→ Exercise goal: Gather every line below where "page" appears.

→ Provided data:

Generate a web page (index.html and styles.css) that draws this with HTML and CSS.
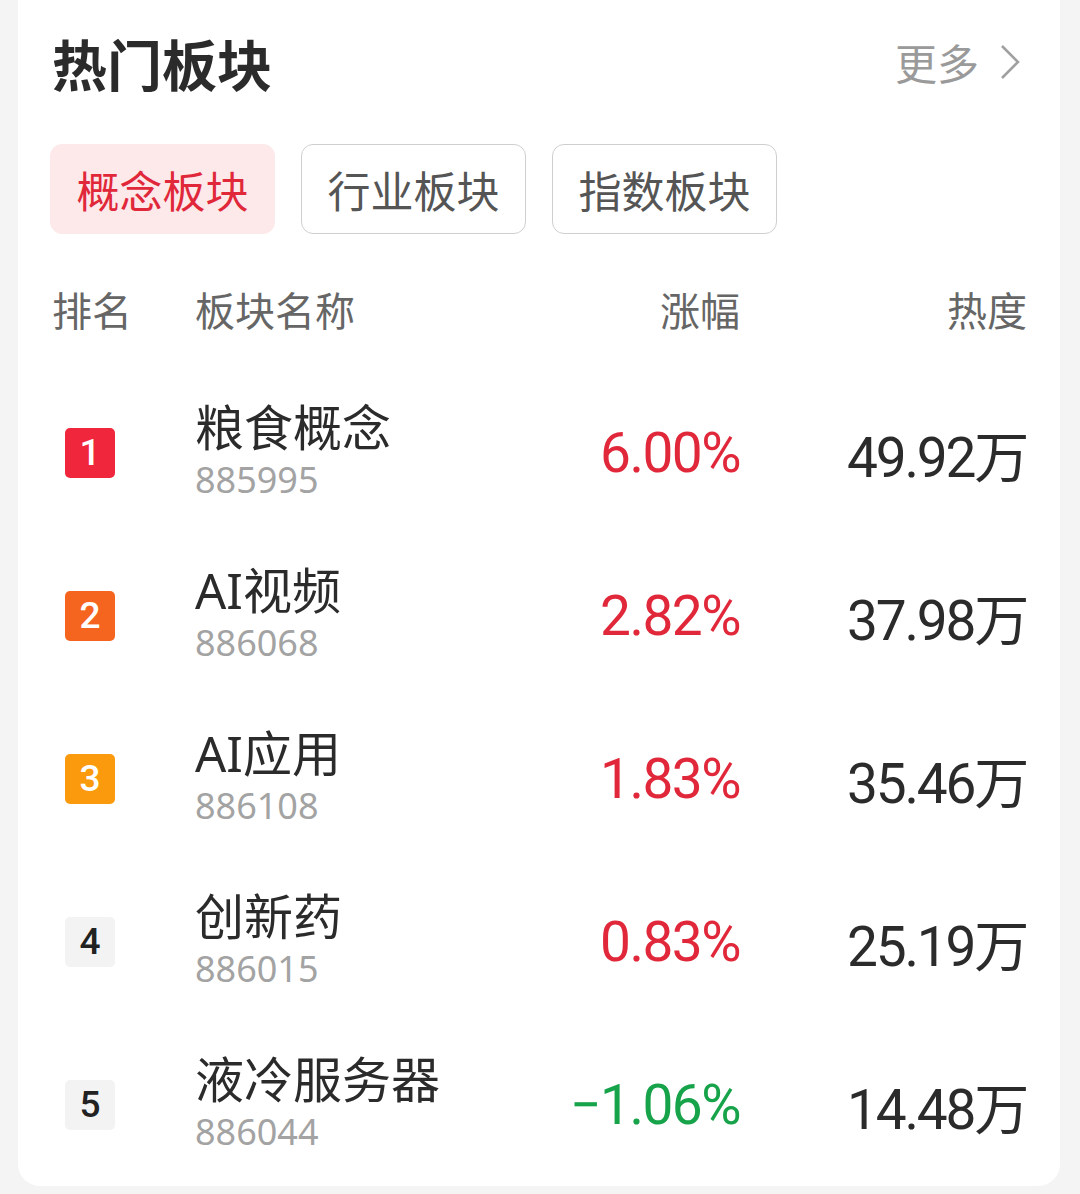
FILE: index.html
```html
<!DOCTYPE html>
<html lang="zh-CN">
<head>
    <meta charset="UTF-8">
    <meta name="viewport" content="width=device-width, initial-scale=1.0">
    <title>热门板块</title>
    <link rel="stylesheet" href="styles.css">
</head>
<body>
    <div class="card">
        <div class="card-head">
            <h1>热门板块</h1>
            <a class="more">更多
                <svg width="22" height="38" viewBox="0 0 22 38"><path d="M3 3 L19 19 L3 35" fill="none" stroke="#a0a0a0" stroke-width="2.6"/></svg>
            </a>
        </div>

        <div class="tabs">
            <span class="tab active">概念板块</span>
            <span class="tab">行业板块</span>
            <span class="tab">指数板块</span>
        </div>

        <div class="thead">
            <span>排名</span>
            <span>板块名称</span>
            <span class="num">涨幅</span>
            <span class="num">热度</span>
        </div>

        <div class="row">
            <div><span class="rank r1">1</span></div>
            <div class="name"><div class="title">粮食概念</div><div class="code">885995</div></div>
            <div class="num change up">6.00%</div>
            <div class="num heat">49.92万</div>
        </div>
        <div class="row">
            <div><span class="rank r2">2</span></div>
            <div class="name"><div class="title">AI视频</div><div class="code">886068</div></div>
            <div class="num change up">2.82%</div>
            <div class="num heat">37.98万</div>
        </div>
        <div class="row">
            <div><span class="rank r3">3</span></div>
            <div class="name"><div class="title">AI应用</div><div class="code">886108</div></div>
            <div class="num change up">1.83%</div>
            <div class="num heat">35.46万</div>
        </div>
        <div class="row">
            <div><span class="rank">4</span></div>
            <div class="name"><div class="title">创新药</div><div class="code">886015</div></div>
            <div class="num change up">0.83%</div>
            <div class="num heat">25.19万</div>
        </div>
        <div class="row">
            <div><span class="rank">5</span></div>
            <div class="name"><div class="title">液冷服务器</div><div class="code">886044</div></div>
            <div class="num change down">&minus;1.06%</div>
            <div class="num heat">14.48万</div>
        </div>
    </div>
</body>
</html>
```

FILE: styles.css
```css
body {
    margin: 0;
    background: #f4f4f4;
    font-family: "Noto Sans", "Noto Sans CJK SC", sans-serif;
    color: #333;
}
.card {
    background: #fff;
    margin: 0 20px 0 18px;
    padding: 25px 33px 0 34px;
    border-radius: 0 0 22px 22px;
}
.card-head {
    height: 73px;
    display: flex;
    align-items: center;
    justify-content: space-between;
}
h1 {
    margin: 0;
    font-size: 55px;
    font-weight: 700;
    color: #2b2b2b;
}
.more {
    display: flex;
    align-items: center;
    gap: 20px;
    font-size: 42px;
    color: #9a9a9a;
    margin-right: 6px;
}
.tabs {
    display: flex;
    gap: 26px;
    margin-top: 46px;
    margin-left: -2px;
}
.tab {
    width: 225px;
    height: 90px;
    box-sizing: border-box;
    border: 1.5px solid #cfcfcf;
    border-radius: 12px;
    display: flex;
    align-items: center;
    justify-content: center;
    font-size: 43px;
    color: #555;
}
.tab.active {
    border-color: #fde8ea;
    background: #fde8ea;
    color: #e0283a;
}
.thead, .row {
    display: grid;
    grid-template-columns: 143px 350px 195px 1fr;
    align-items: center;
}
.thead {
    margin-top: 46px;
    height: 52px;
    font-size: 40px;
    color: #666;
    margin-bottom: 39px;
}
.num {
    text-align: right;
}
.row {
    height: 163px;
}
.rank {
    display: flex;
    align-items: center;
    justify-content: center;
    width: 50px;
    height: 50px;
    margin-left: 13px;
    border-radius: 5px;
    background: #f3f3f3;
    color: #222;
    font-family: Roboto, sans-serif;
    font-size: 37px;
    font-weight: 500;
}
.rank.r1 { background: #f0263c; color: #fff; }
.rank.r2 { background: #f5651f; color: #fff; }
.rank.r3 { background: #fb9a0d; color: #fff; }
.title {
    font-size: 49px;
    line-height: 54px;
    color: #2b2b2b;
    white-space: nowrap;
}
.code {
    font-size: 36px;
    line-height: 52px;
    color: #a3a3a3;
}
.change, .heat {
    font-family: Roboto, "Noto Sans CJK SC", sans-serif;
    font-size: 55px;
    letter-spacing: -1.5px;
}
.heat {
    color: #2b2b2b;
    letter-spacing: -2.2px;
}
.up { color: #e0283a; }
.down { color: #16a34a; }
```
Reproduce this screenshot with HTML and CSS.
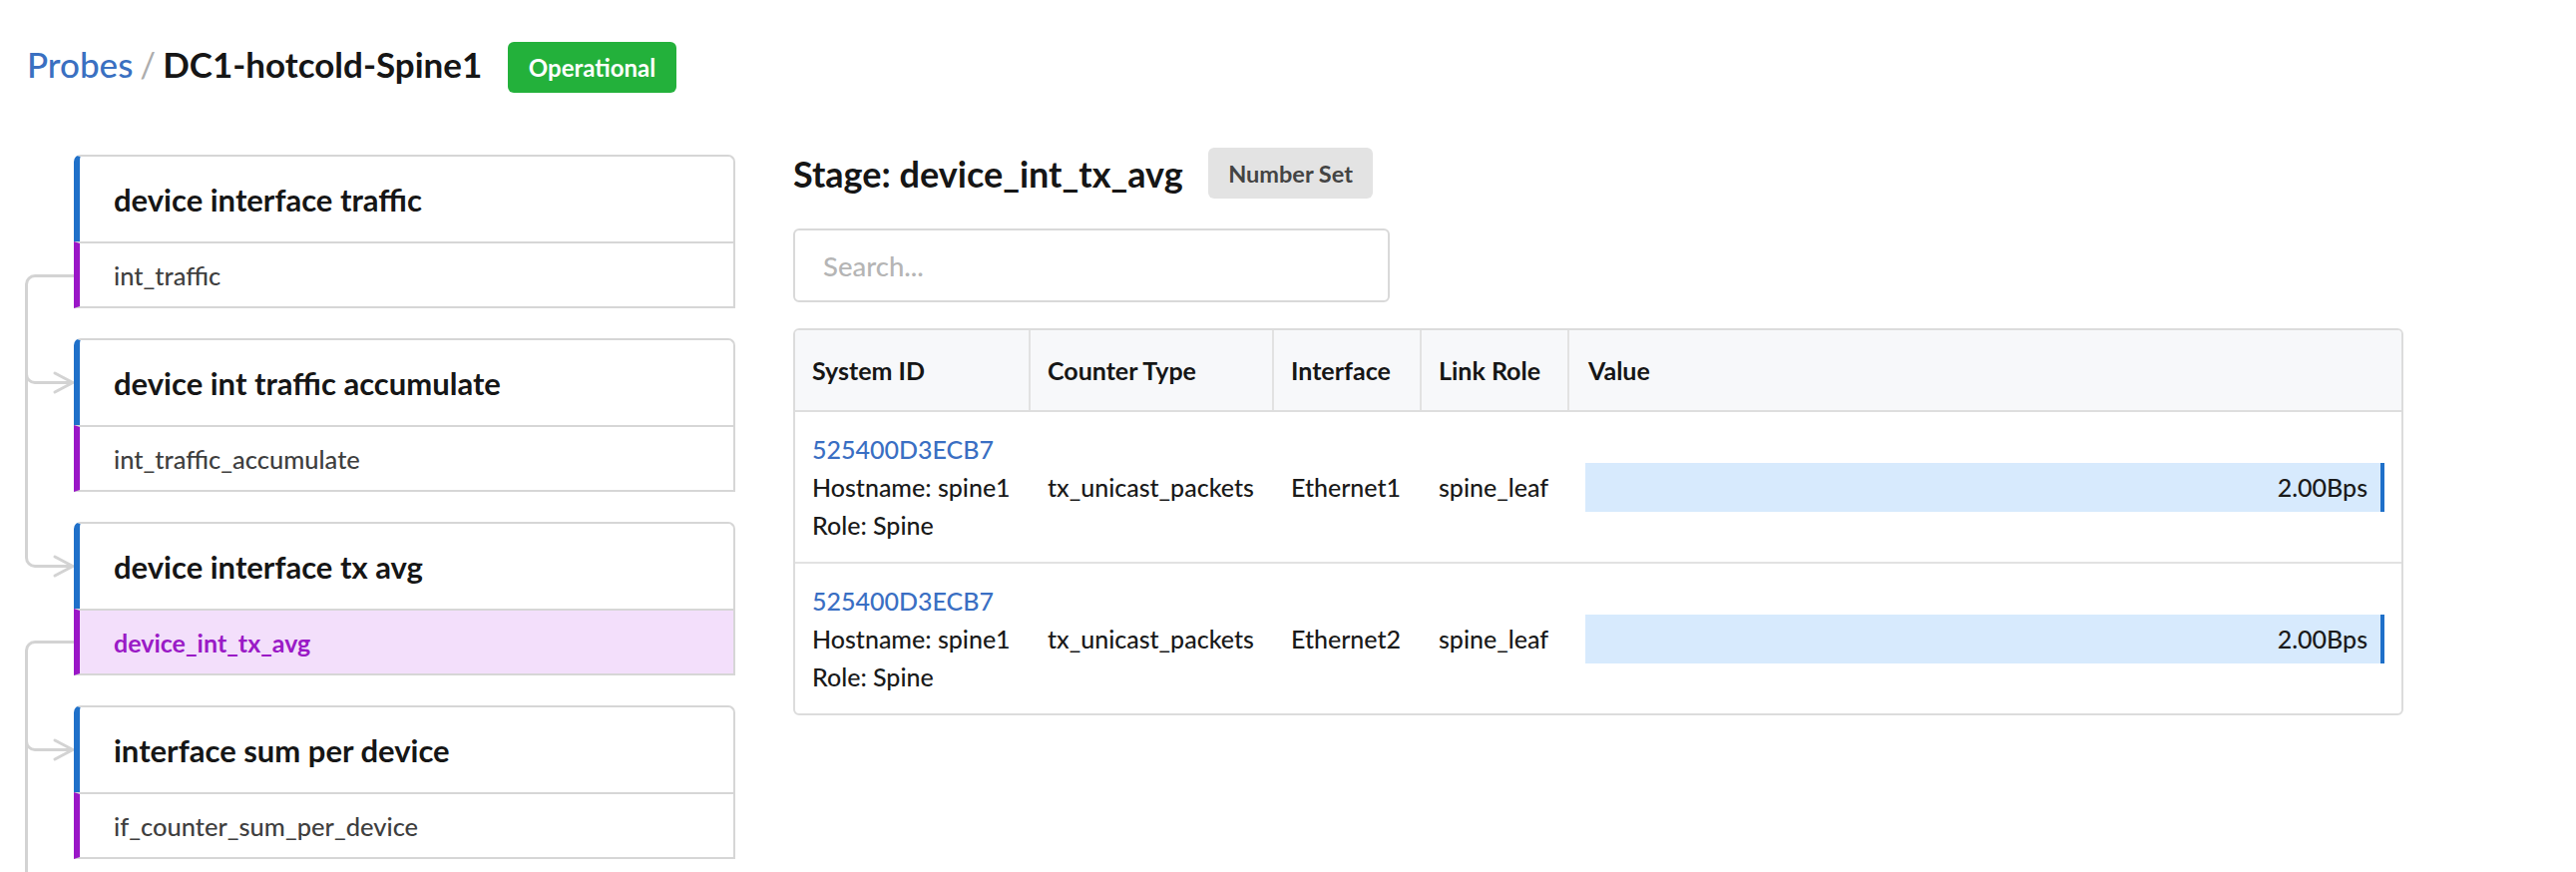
FILE: index.html
```html
<!DOCTYPE html>
<html lang="en">
<head>
<meta charset="utf-8">
<title>Probes / DC1-hotcold-Spine1</title>
<link rel="stylesheet" href="styles.css">
</head>
<body>
<div class="page">
  <header class="crumbs">
    <div class="crumb-text">
      <a class="crumb-link" href="#">Probes</a>
      <span class="crumb-sep">/</span>
      <h1 class="crumb-title">DC1-hotcold-Spine1</h1>
    </div>
    <span class="badge badge-ok">Operational</span>
  </header>

  <svg class="connectors" width="90" height="874" viewBox="0 0 90 874" aria-hidden="true">
    <g fill="none" stroke="#d3d3d3" stroke-width="3" stroke-linecap="round" stroke-linejoin="round">
      <path d="M74 276.5 H35 A8.5 8.5 0 0 0 26.5 285 V559 A8.5 8.5 0 0 0 35 567.5 H72"/>
      <path d="M26.5 375 A8.5 8.5 0 0 0 35 383.5 H72"/>
      <path d="M55 374 L73 383.5 L55 393"/>
      <path d="M55 558 L73 567.5 L55 577"/>
      <path d="M74 643.5 H35 A8.5 8.5 0 0 0 26.5 652 V880"/>
      <path d="M26.5 743 A8.5 8.5 0 0 0 35 751.5 H72"/>
      <path d="M55 742 L73 751.5 L55 761"/>
    </g>
  </svg>

  <div class="main">
    <div class="pipeline">
      <div class="card">
        <div class="card-head">device interface traffic</div>
        <div class="card-sub">int_traffic</div>
      </div>
      <div class="card">
        <div class="card-head">device int traffic accumulate</div>
        <div class="card-sub">int_traffic_accumulate</div>
      </div>
      <div class="card">
        <div class="card-head">device interface tx avg</div>
        <div class="card-sub card-sub-active">device_int_tx_avg</div>
      </div>
      <div class="card">
        <div class="card-head">interface sum per device</div>
        <div class="card-sub">if_counter_sum_per_device</div>
      </div>
    </div>

    <section class="stage">
      <div class="stage-head">
        <h2 class="stage-title">Stage: device_int_tx_avg</h2>
        <span class="badge badge-gray">Number Set</span>
      </div>
      <input class="search" type="text" placeholder="Search...">
      <div class="table">
        <div class="trow thead">
          <div class="th">System ID</div>
          <div class="th">Counter Type</div>
          <div class="th">Interface</div>
          <div class="th">Link Role</div>
          <div class="th th-last">Value</div>
        </div>
        <div class="trow tbody-row">
          <div class="td td-sys">
            <a class="sys-link" href="#">525400D3ECB7</a>
            <div>Hostname: spine1</div>
            <div>Role: Spine</div>
          </div>
          <div class="td">tx_unicast_packets</div>
          <div class="td">Ethernet1</div>
          <div class="td">spine_leaf</div>
          <div class="td td-value"><div class="bar" style="width:100%">2.00Bps</div></div>
        </div>
        <div class="trow tbody-row">
          <div class="td td-sys">
            <a class="sys-link" href="#">525400D3ECB7</a>
            <div>Hostname: spine1</div>
            <div>Role: Spine</div>
          </div>
          <div class="td">tx_unicast_packets</div>
          <div class="td">Ethernet2</div>
          <div class="td">spine_leaf</div>
          <div class="td td-value"><div class="bar" style="width:100%">2.00Bps</div></div>
        </div>
      </div>
    </section>
  </div>
</div>
</body>
</html>
```
FILE: styles.css
```css
* { box-sizing: border-box; }
html, body { margin: 0; padding: 0; background: #fff; }
body {
  font-family: Lato, "Open Sans", "Liberation Sans", sans-serif;
  color: #1a1a1a;
}
.page {
  position: relative;
  padding: 42px 0 0 27px;
  min-height: 874px;
  overflow: hidden;
}

/* breadcrumb header */
.crumbs {
  display: flex;
  align-items: center;
  height: 51px;
}
.crumb-text {
  display: flex;
  align-items: baseline;
  font-size: 35px;
  padding-bottom: 7px;
}
.crumb-link { color: #3a70c1; text-decoration: none; font-weight: 500; }
.crumb-sep { color: #adadad; margin: 0 7px; }
.crumb-title { margin: 0; font-size: 35px; font-weight: 700; color: #161616; }

.badge {
  display: inline-flex;
  align-items: center;
  height: 51px;
  padding: 0 20.5px;
  border-radius: 6px;
  font-weight: 700;
}
.badge-ok {
  margin-left: 26px;
  background: #23b13b;
  color: #fff;
  font-size: 24px;
}
.badge-gray {
  background: #e3e3e3;
  color: #444;
  font-size: 23.5px;
}

/* connectors overlay */
.connectors {
  position: absolute;
  left: 0;
  top: 0;
}

/* main area */
.main {
  display: flex;
  margin-top: 55px;
}
.pipeline {
  width: 710px;
  padding: 7px 0 0 47px;
  display: flex;
  flex-direction: column;
  gap: 30px;
  position: relative;
  z-index: 1;
}
.card { width: 663px; }
.card-head {
  height: 87px;
  display: flex;
  align-items: center;
  padding-left: 34px;
  border-top: 2px solid #d6d6d6;
  border-right: 2px solid #d6d6d6;
  border-left: 6px solid #1f70c9;
  border-radius: 7px 7px 0 0;
  font-size: 31px;
  font-weight: 700;
  color: #161616;
  background: #fff;
}
.card-sub {
  height: 67px;
  display: flex;
  align-items: center;
  padding-left: 34px;
  border-top: 2px solid #d6d6d6;
  border-right: 2px solid #d6d6d6;
  border-bottom: 2px solid #d6d6d6;
  border-left: 6px solid #9a16c7;
  font-size: 25.5px;
  font-weight: 500;
  color: #3f3f3f;
  background: #fff;
}
.card-sub-active {
  background: #f3dffb;
  color: #9a1ac6;
  font-weight: 700;
  font-size: 25px;
}

/* stage panel */
.stage {
  width: 1614px;
  margin-left: 58px;
}
.stage-head {
  display: flex;
  align-items: center;
  gap: 25px;
  height: 51px;
}
.stage-title {
  margin: 0;
  font-size: 36px;
  font-weight: 700;
  color: #161616;
}
.search {
  display: block;
  margin-top: 30px;
  width: 598px;
  height: 74px;
  border: 2px solid #d9d9d9;
  border-radius: 6px;
  padding: 0 0 0 28px;
  font-family: inherit;
  font-size: 27.5px;
  font-weight: 500;
  color: #222;
  outline: none;
}
.search::placeholder { color: #b5b5b5; }

.table {
  margin-top: 26px;
  border: 2px solid #dcdcdc;
  border-radius: 6px;
  overflow: hidden;
  font-size: 25px;
}
.trow {
  display: grid;
  grid-template-columns: 236px 244px 148px 148px 1fr;
}
.thead {
  height: 82px;
  background: #f7f8fa;
  border-bottom: 2px solid #dedede;
}
.th {
  display: flex;
  align-items: center;
  padding-left: 17px;
  border-right: 2px solid #e2e2e2;
  font-weight: 700;
  color: #161616;
}
.th-last { border-right: none; padding-left: 19px; }
.tbody-row {
  color: #1a1a1a;
  font-weight: 500;
  line-height: 38px;
}
.tbody-row + .tbody-row { border-top: 2px solid #e2e2e2; }
.td {
  display: flex;
  align-items: center;
  padding: 18px 0 18px 17px;
}
.td-sys {
  flex-direction: column;
  align-items: flex-start;
}
.sys-link { color: #3a6fc3; text-decoration: none; }
.td-value { padding: 0 17px 0 16px; }
.bar {
  height: 49px;
  display: flex;
  align-items: center;
  justify-content: flex-end;
  padding-right: 13px;
  background: #d7eafd;
  border-right: 4px solid #1f70c9;
}
```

→ Answer to the task:
Generate a web page (index.html and styles.css) that draws this with HTML and CSS.
<div class="page">
.page {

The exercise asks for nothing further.